Advisors also should ensure that their disclosure forms are in plain language and not in legal jargon, Matier says: “The terms of the investment need to be defined in a way that the average person can understand.”

Matier also suggests advisors ask their clients to get a second opinion on any OBA investment: “This gives clients a chance to have a more objective party explain the risk involved with these investments. [And] it’s another way for advisors dealing in OBAs to take precautions.”

The broader perspective of a regulator also can be seen in an action taken by the Mutual Fund Dealers Association of Canada (MFDA) against Gabriele Gentile, a branch supervisor in Halifax with Desjardins Financial Security.

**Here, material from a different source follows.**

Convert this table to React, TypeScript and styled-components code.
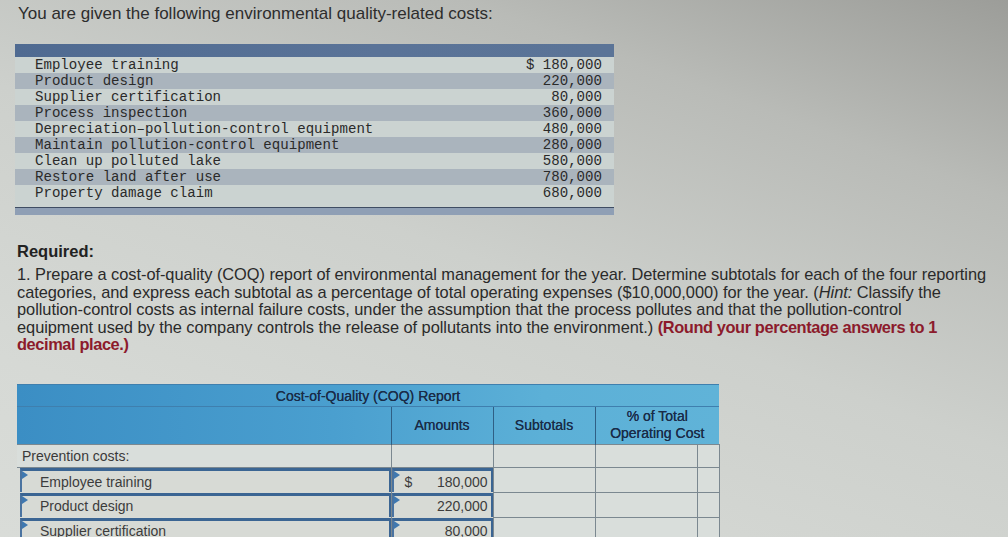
import React from "react";
import styled, { createGlobalStyle } from "styled-components";

const GlobalStyle = createGlobalStyle`
  html, body {
    margin: 0;
    padding: 0;
    height: 537px;
    overflow: hidden;
  }
  body {
    background: linear-gradient(200deg, #9c9d99 0%, #b9bbb7 22%, #cdd0cc 50%, #d6d9d5 80%, #d9dcd8 100%);
    font-family: "Liberation Sans", Arial, sans-serif;
    color: #2b2b2b;
  }
`;

const Page = styled.div`
  padding: 4px 0 0 0;
  width: 1008px;
`;

const Title = styled.div`
  margin-left: 18px;
  font-size: 17px;
  line-height: 20px;
  color: #2d2d2d;
`;

const DataTable = styled.div`
  margin: 20px 0 0 15px;
  width: 599px;
  background: #cbd3d1;
  font-family: "Liberation Mono", "Courier New", monospace;
  font-size: 14.1px;
  color: #2a2a2a;
`;

const DataHeader = styled.div`
  height: 13px;
  background: linear-gradient(to right, #4f6a91, #5a7398 60%, #5b7497);
`;

const DataRow = styled.div<{ $striped: boolean }>`
  display: flex;
  justify-content: space-between;
  align-items: center;
  height: 16px;
  padding: 0 12px 0 20px;
  background: ${(p) => (p.$striped ? "#aab4bd" : "transparent")};
  white-space: pre;
`;

const DataFooter = styled.div`
  margin-top: 6px;
  height: 7px;
  border-top: 1.5px solid #3f4d63;
  background: #8f9fb5;
`;

const Required = styled.div`
  margin: 27px 0 0 17px;
  font-weight: bold;
  font-size: 16.5px;
  line-height: 18px;
  color: #222;
`;

const Paragraph = styled.div`
  margin: 6px 0 0 17px;
  font-size: 16.4px;
  line-height: 17.6px;
  color: #2a2a2a;
  letter-spacing: -0.05px;
`;

const Line = styled.div`
  white-space: nowrap;
`;

const Red = styled.span`
  color: #8c1b2c;
  font-weight: bold;
  letter-spacing: -0.4px;
`;

const Report = styled.table`
  margin: 30px 0 0 17px;
  border-collapse: collapse;
  table-layout: fixed;
  width: 702px;
  font-family: "Liberation Sans", Arial, sans-serif;
  font-size: 14px;
`;

const HeadRow = styled.tr<{ $h: number }>`
  height: ${(p) => p.$h}px;
  background: linear-gradient(to right, #3b8ec4 0%, #4a9fcf 45%, #5cb0d7 75%, #60b3d8 100%);
`;

const HeadCell = styled.th<{ $line?: boolean }>`
  padding: 0;
  font-weight: normal;
  color: #1a2c48;
  text-align: center;
  line-height: 17px;
  border-top: 1px solid #3f7fae;
  border-left: ${(p) => (p.$line ? "1px solid #2f5f85" : "none")};
  text-shadow: 0 0 0.5px #1a2c48;
`;

const TitleCell = styled(HeadCell)`
  font-size: 14px;
  padding-top: 2px;
`;

const BodyRow = styled.tr<{ $h: number }>`
  height: ${(p) => p.$h}px;
`;

const Cell = styled.td`
  padding: 0;
  background: #d9dedb;
  border: 1px solid #7b8890;
  height: inherit;
`;

const LabelCell = styled(Cell)`
  color: #3a3a3a;
  padding-left: 5px;
  border-left: none;
`;

const InputCell = styled.td`
  padding: 0;
  height: inherit;
  border-right: 1px solid #7b8890;
`;

const InputBox = styled.div<{ $indent?: number }>`
  position: relative;
  box-sizing: border-box;
  height: 24px;
  margin-left: ${(p) => p.$indent ?? 0}px;
  background: #d7dad5;
  border-top: 3px solid #3b6593;
  border-left: 2px solid #4a73a0;
  border-right: 2px solid #3b6593;
  display: flex;
  align-items: center;
  color: #3c3c3c;
  &::before {
    content: "";
    position: absolute;
    left: 0;
    top: 0;
    border-top: 4px solid transparent;
    border-bottom: 4px solid transparent;
    border-left: 6px solid #3f78b0;
  }
`;

const LabelText = styled.span`
  padding-left: 18px;
`;

const Amount = styled.div`
  display: flex;
  justify-content: space-between;
  width: 100%;
  padding: 0 3px 0 11px;
  box-sizing: border-box;
`;

const topRows: [string, string][] = [
  ["Employee training", "$ 180,000"],
  ["Product design", "220,000"],
  ["Supplier certification", "80,000"],
  ["Process inspection", "360,000"],
  ["Depreciation–pollution-control equipment", "480,000"],
  ["Maintain pollution-control equipment", "280,000"],
  ["Clean up polluted lake", "580,000"],
  ["Restore land after use", "780,000"],
  ["Property damage claim", "680,000"],
];

const reportRows: [string, string, string][] = [
  ["Employee training", "$", "180,000"],
  ["Product design", "", "220,000"],
  ["Supplier certification", "", "80,000"],
];

export default function App() {
  return (
    <>
      <GlobalStyle />
      <Page>
        <Title>You are given the following environmental quality-related costs:</Title>
        <DataTable>
          <DataHeader />
          {topRows.map(([label, amount], i) => (
            <DataRow key={label} $striped={i % 2 === 1}>
              <span>{label}</span>
              <span>{amount}</span>
            </DataRow>
          ))}
          <DataFooter />
        </DataTable>

        <Required>Required:</Required>
        <Paragraph>
          <Line>
            1. Prepare a cost-of-quality (COQ) report of environmental management for the year. Determine subtotals for each of the four reporting
          </Line>
          <Line>
            categories, and express each subtotal as a percentage of total operating expenses ($10,000,000) for the year. (<i>Hint:</i> Classify the
          </Line>
          <Line>
            pollution-control costs as internal failure costs, under the assumption that the process pollutes and that the pollution-control
          </Line>
          <Line>
            equipment used by the company controls the release of pollutants into the environment.) <Red>(Round your percentage answers to 1</Red>
          </Line>
          <Line>
            <Red>decimal place.)</Red>
          </Line>
        </Paragraph>

        <Report>
          <colgroup>
            <col style={{ width: 374 }} />
            <col style={{ width: 102 }} />
            <col style={{ width: 102 }} />
            <col style={{ width: 102 }} />
            <col style={{ width: 22 }} />
          </colgroup>
          <thead>
            <HeadRow $h={22}>
              <TitleCell colSpan={5}>Cost-of-Quality (COQ) Report</TitleCell>
            </HeadRow>
            <HeadRow $h={38}>
              <HeadCell />
              <HeadCell $line>Amounts</HeadCell>
              <HeadCell $line>Subtotals</HeadCell>
              <HeadCell $line colSpan={2}>
                % of Total
                <br />
                Operating Cost
              </HeadCell>
            </HeadRow>
          </thead>
          <tbody>
            <BodyRow $h={22}>
              <LabelCell>Prevention costs:</LabelCell>
              <Cell />
              <Cell />
              <Cell />
              <Cell />
            </BodyRow>
            {reportRows.map(([label, cur, value]) => (
              <BodyRow $h={24} key={label}>
                <InputCell>
                  <InputBox $indent={3}>
                    <LabelText>{label}</LabelText>
                  </InputBox>
                </InputCell>
                <InputCell>
                  <InputBox>
                    <Amount>
                      <span>{cur}</span>
                      <span>{value}</span>
                    </Amount>
                  </InputBox>
                </InputCell>
                <Cell />
                <Cell />
                <Cell />
              </BodyRow>
            ))}
          </tbody>
        </Report>
      </Page>
    </>
  );
}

The MFDA alleges that between March 2007 and October 2008, Gentile had failed to inform head office that an insurance agent affiliated with the branch was borrowing money from clients.

In April, a panel of the MFDA’s Atlantic regional council heard Gentile’s motion to have his case dismissed on the grounds that the MFDA rules do not currently require branch supervisors to supervise the activities of third parties who are not “approved persons.” Gentile’s position is that it wasn’t a part of his duty to report the activities of the insurance agent to his head office.

The panel had denied Gentile’s motion in May and noted the difference between “failing to supervise” and failing to bring activities to the attention of a firm’s compliance staff.

The panel said that Gentile in his capacity as branch manager, failed to report to his head office potential financial harm to clients from the activity of an unregistered individual operating within the branch.

Says Karen McGuinness, the MFDA’s vice president of compliance: “Regardless of the rep’s licensing, if you are a supervisor and someone in your branch is conducting business that could be harmful to the firm’s clients, you cannot be willfully blind.”